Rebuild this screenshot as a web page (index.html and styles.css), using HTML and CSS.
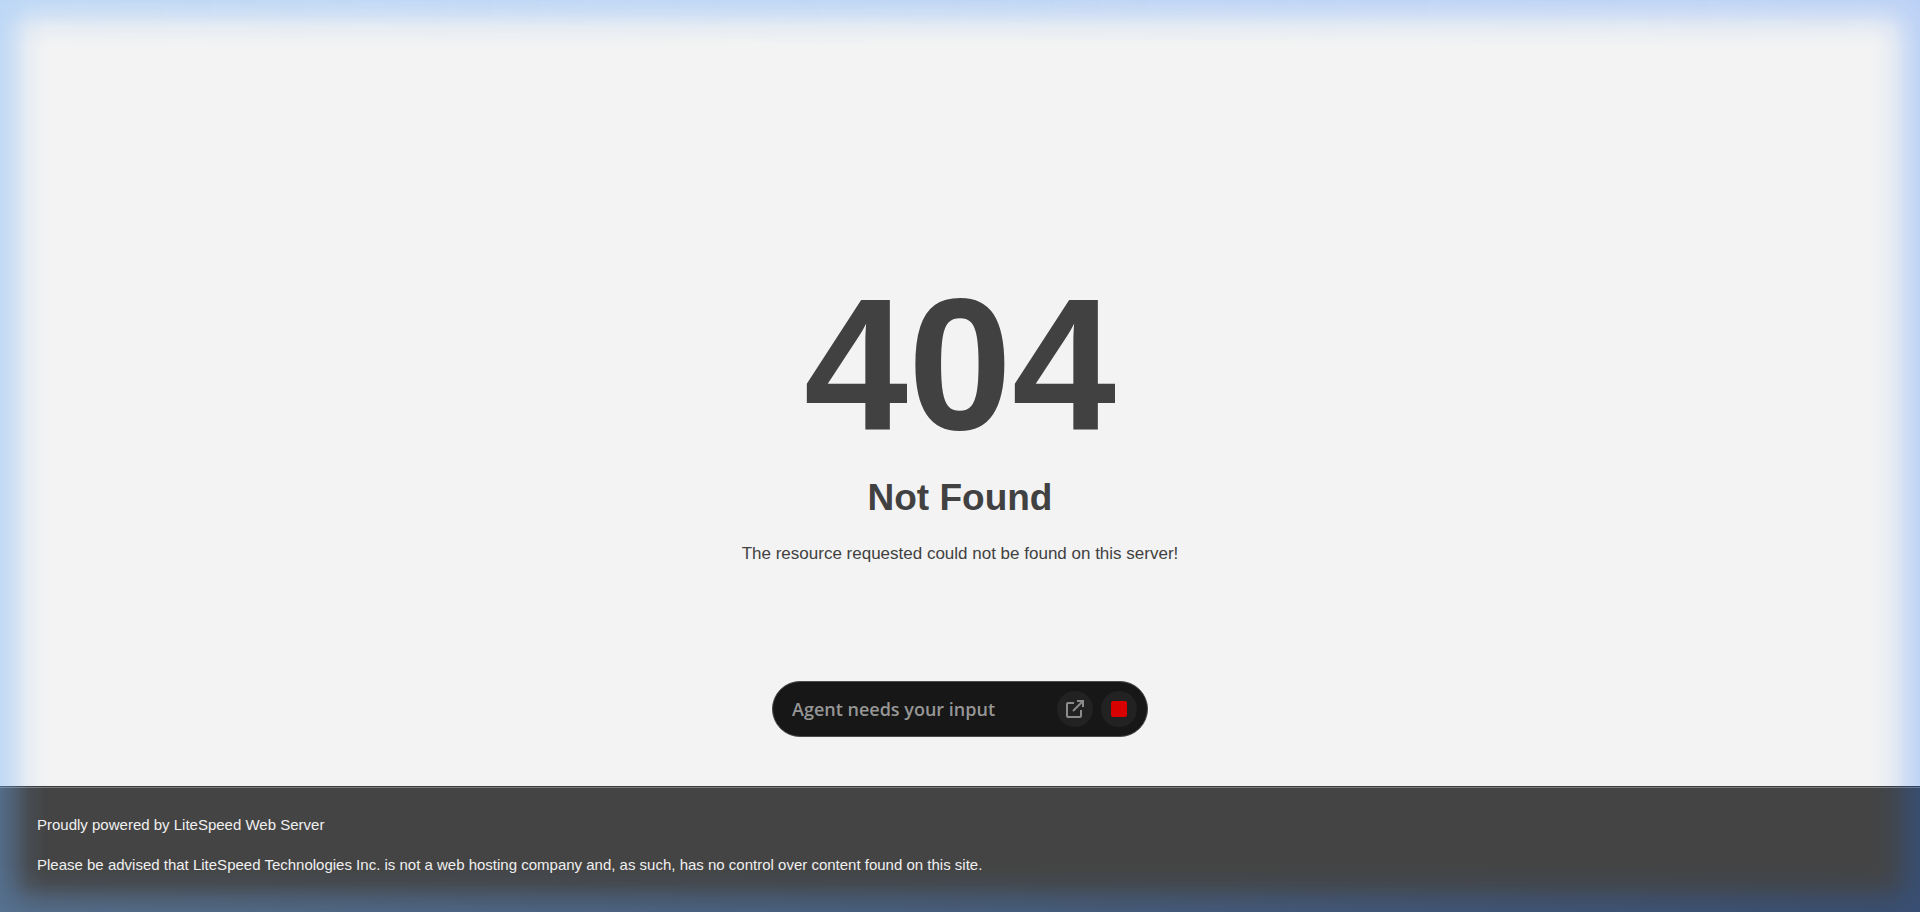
FILE: index.html
```html
<!DOCTYPE html>
<html lang="en">
<head>
  <meta charset="UTF-8">
  <title>404 Not Found</title>
  <meta name="viewport" content="width=device-width, initial-scale=1">
  <link rel="stylesheet" href="styles.css">
</head>
<body>

  <main class="content">
    <h1>404</h1>
    <h2>Not Found</h2>
    <p>The resource requested could not be found on this server!</p>
  </main>

  <footer class="footer">
    <p>Proudly powered by LiteSpeed Web Server</p>
    <p>Please be advised that LiteSpeed Technologies Inc. is not a web hosting company and, as such, has no control over content found on this site.</p>
  </footer>

  <div class="glow"></div>

  <div class="agent-bar">
    <span class="agent-text">Agent needs your input</span>
    <button type="button" class="agent-btn" aria-label="Open">
      <svg width="20" height="20" viewBox="0 0 20 20" fill="none" stroke="#8c8c8c" stroke-width="2">
        <path d="M9 4H3Q2 4 2 5V17Q2 18 3 18H15Q16 18 16 17V11"/>
        <path d="M8 12L18 2"/>
        <path d="M12 2H18V8"/>
      </svg>
    </button>
    <button type="button" class="agent-btn" aria-label="Stop">
      <span class="stop"></span>
    </button>
  </div>

</body>
</html>
```
FILE: styles.css
```css
body {
  margin: 0;
  min-height: 100vh;
  display: flex;
  flex-direction: column;
  font-family: Arial, "Liberation Sans", sans-serif;
  color: #414141;
  background: #f3f3f3;
}
.content {
  flex: 1;
  padding-top: 30vh;
  text-align: center;
}
h1 {
  margin: 0;
  font-size: 187px;
  line-height: 182px;
}
h2 {
  margin: 20px 0 0;
  font-size: 37px;
  line-height: 44px;
}
.content p {
  margin: 24px 0;
  font-size: 17px;
  line-height: 20px;
}
.footer {
  box-sizing: border-box;
  min-height: 126px;
  padding: 29px 37px;
  font-size: 15px;
  line-height: 18px;
  color: #f0f0f0;
  background: #444;
  border-top: 1px solid #3a3a3a;
  box-shadow: 0 1px 0 rgba(255,255,255,0.3) inset;
}
.footer p {
  margin: 0 0 22px;
}
.footer p:last-child {
  margin-bottom: 0;
}
/* blue glow round the edge of the window */
.glow {
  position: fixed;
  inset: 0;
  pointer-events: none;
  background: linear-gradient(to right, rgba(110,175,250,0.42), rgba(20,110,255,0.26));
  --fade: rgba(0,0,0,0.9) 0, rgba(0,0,0,0.62) 14px, rgba(0,0,0,0.2) 28px, transparent 46px;
  -webkit-mask-image: linear-gradient(to right, var(--fade)), linear-gradient(to left, var(--fade)), linear-gradient(to bottom, var(--fade)), linear-gradient(to top, var(--fade));
  mask-image: linear-gradient(to right, var(--fade)), linear-gradient(to left, var(--fade)), linear-gradient(to bottom, var(--fade)), linear-gradient(to top, var(--fade));
}
.agent-bar {
  position: fixed;
  left: 50%;
  bottom: 175px;
  transform: translateX(-50%);
  box-sizing: border-box;
  width: 376px;
  height: 56px;
  padding: 0 10px 0 19px;
  display: flex;
  align-items: center;
  gap: 8px;
  background: #171717;
  border: 1px solid #4a4a4a;
  border-radius: 28px;
}
.agent-text {
  flex: 1;
  font-family: "Segoe UI", "Open Sans", "Noto Sans", sans-serif;
  font-size: 18px;
  font-weight: 600;
  color: #969696;
  white-space: nowrap;
}
.agent-btn {
  width: 36px;
  height: 36px;
  padding: 0;
  display: flex;
  align-items: center;
  justify-content: center;
  background: #222;
  border: none;
  border-radius: 50%;
  cursor: pointer;
}
.stop {
  width: 16px;
  height: 16px;
  background: #d90000;
  border-radius: 2px;
}
```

• [Instructions to follow]
Return the whole listing, word for word, and leave out every picture.

• [Answer to the exercise]
Rebuild this screenshot as a web page (index.html and styles.css), using HTML and CSS.
FILE: index.html
```html
<!DOCTYPE html>
<html lang="en">
<head>
  <meta charset="UTF-8">
  <title>404 Not Found</title>
  <meta name="viewport" content="width=device-width, initial-scale=1">
  <link rel="stylesheet" href="styles.css">
</head>
<body>

  <main class="content">
    <h1>404</h1>
    <h2>Not Found</h2>
    <p>The resource requested could not be found on this server!</p>
  </main>

  <footer class="footer">
    <p>Proudly powered by LiteSpeed Web Server</p>
    <p>Please be advised that LiteSpeed Technologies Inc. is not a web hosting company and, as such, has no control over content found on this site.</p>
  </footer>

  <div class="glow"></div>

  <div class="agent-bar">
    <span class="agent-text">Agent needs your input</span>
    <button type="button" class="agent-btn" aria-label="Open">
      <svg width="20" height="20" viewBox="0 0 20 20" fill="none" stroke="#8c8c8c" stroke-width="2">
        <path d="M9 4H3Q2 4 2 5V17Q2 18 3 18H15Q16 18 16 17V11"/>
        <path d="M8 12L18 2"/>
        <path d="M12 2H18V8"/>
      </svg>
    </button>
    <button type="button" class="agent-btn" aria-label="Stop">
      <span class="stop"></span>
    </button>
  </div>

</body>
</html>
```
FILE: styles.css
```css
body {
  margin: 0;
  min-height: 100vh;
  display: flex;
  flex-direction: column;
  font-family: Arial, "Liberation Sans", sans-serif;
  color: #414141;
  background: #f3f3f3;
}
.content {
  flex: 1;
  padding-top: 30vh;
  text-align: center;
}
h1 {
  margin: 0;
  font-size: 187px;
  line-height: 182px;
}
h2 {
  margin: 20px 0 0;
  font-size: 37px;
  line-height: 44px;
}
.content p {
  margin: 24px 0;
  font-size: 17px;
  line-height: 20px;
}
.footer {
  box-sizing: border-box;
  min-height: 126px;
  padding: 29px 37px;
  font-size: 15px;
  line-height: 18px;
  color: #f0f0f0;
  background: #444;
  border-top: 1px solid #3a3a3a;
  box-shadow: 0 1px 0 rgba(255,255,255,0.3) inset;
}
.footer p {
  margin: 0 0 22px;
}
.footer p:last-child {
  margin-bottom: 0;
}
/* blue glow round the edge of the window */
.glow {
  position: fixed;
  inset: 0;
  pointer-events: none;
  background: linear-gradient(to right, rgba(110,175,250,0.42), rgba(20,110,255,0.26));
  --fade: rgba(0,0,0,0.9) 0, rgba(0,0,0,0.62) 14px, rgba(0,0,0,0.2) 28px, transparent 46px;
  -webkit-mask-image: linear-gradient(to right, var(--fade)), linear-gradient(to left, var(--fade)), linear-gradient(to bottom, var(--fade)), linear-gradient(to top, var(--fade));
  mask-image: linear-gradient(to right, var(--fade)), linear-gradient(to left, var(--fade)), linear-gradient(to bottom, var(--fade)), linear-gradient(to top, var(--fade));
}
.agent-bar {
  position: fixed;
  left: 50%;
  bottom: 175px;
  transform: translateX(-50%);
  box-sizing: border-box;
  width: 376px;
  height: 56px;
  padding: 0 10px 0 19px;
  display: flex;
  align-items: center;
  gap: 8px;
  background: #171717;
  border: 1px solid #4a4a4a;
  border-radius: 28px;
}
.agent-text {
  flex: 1;
  font-family: "Segoe UI", "Open Sans", "Noto Sans", sans-serif;
  font-size: 18px;
  font-weight: 600;
  color: #969696;
  white-space: nowrap;
}
.agent-btn {
  width: 36px;
  height: 36px;
  padding: 0;
  display: flex;
  align-items: center;
  justify-content: center;
  background: #222;
  border: none;
  border-radius: 50%;
  cursor: pointer;
}
.stop {
  width: 16px;
  height: 16px;
  background: #d90000;
  border-radius: 2px;
}
```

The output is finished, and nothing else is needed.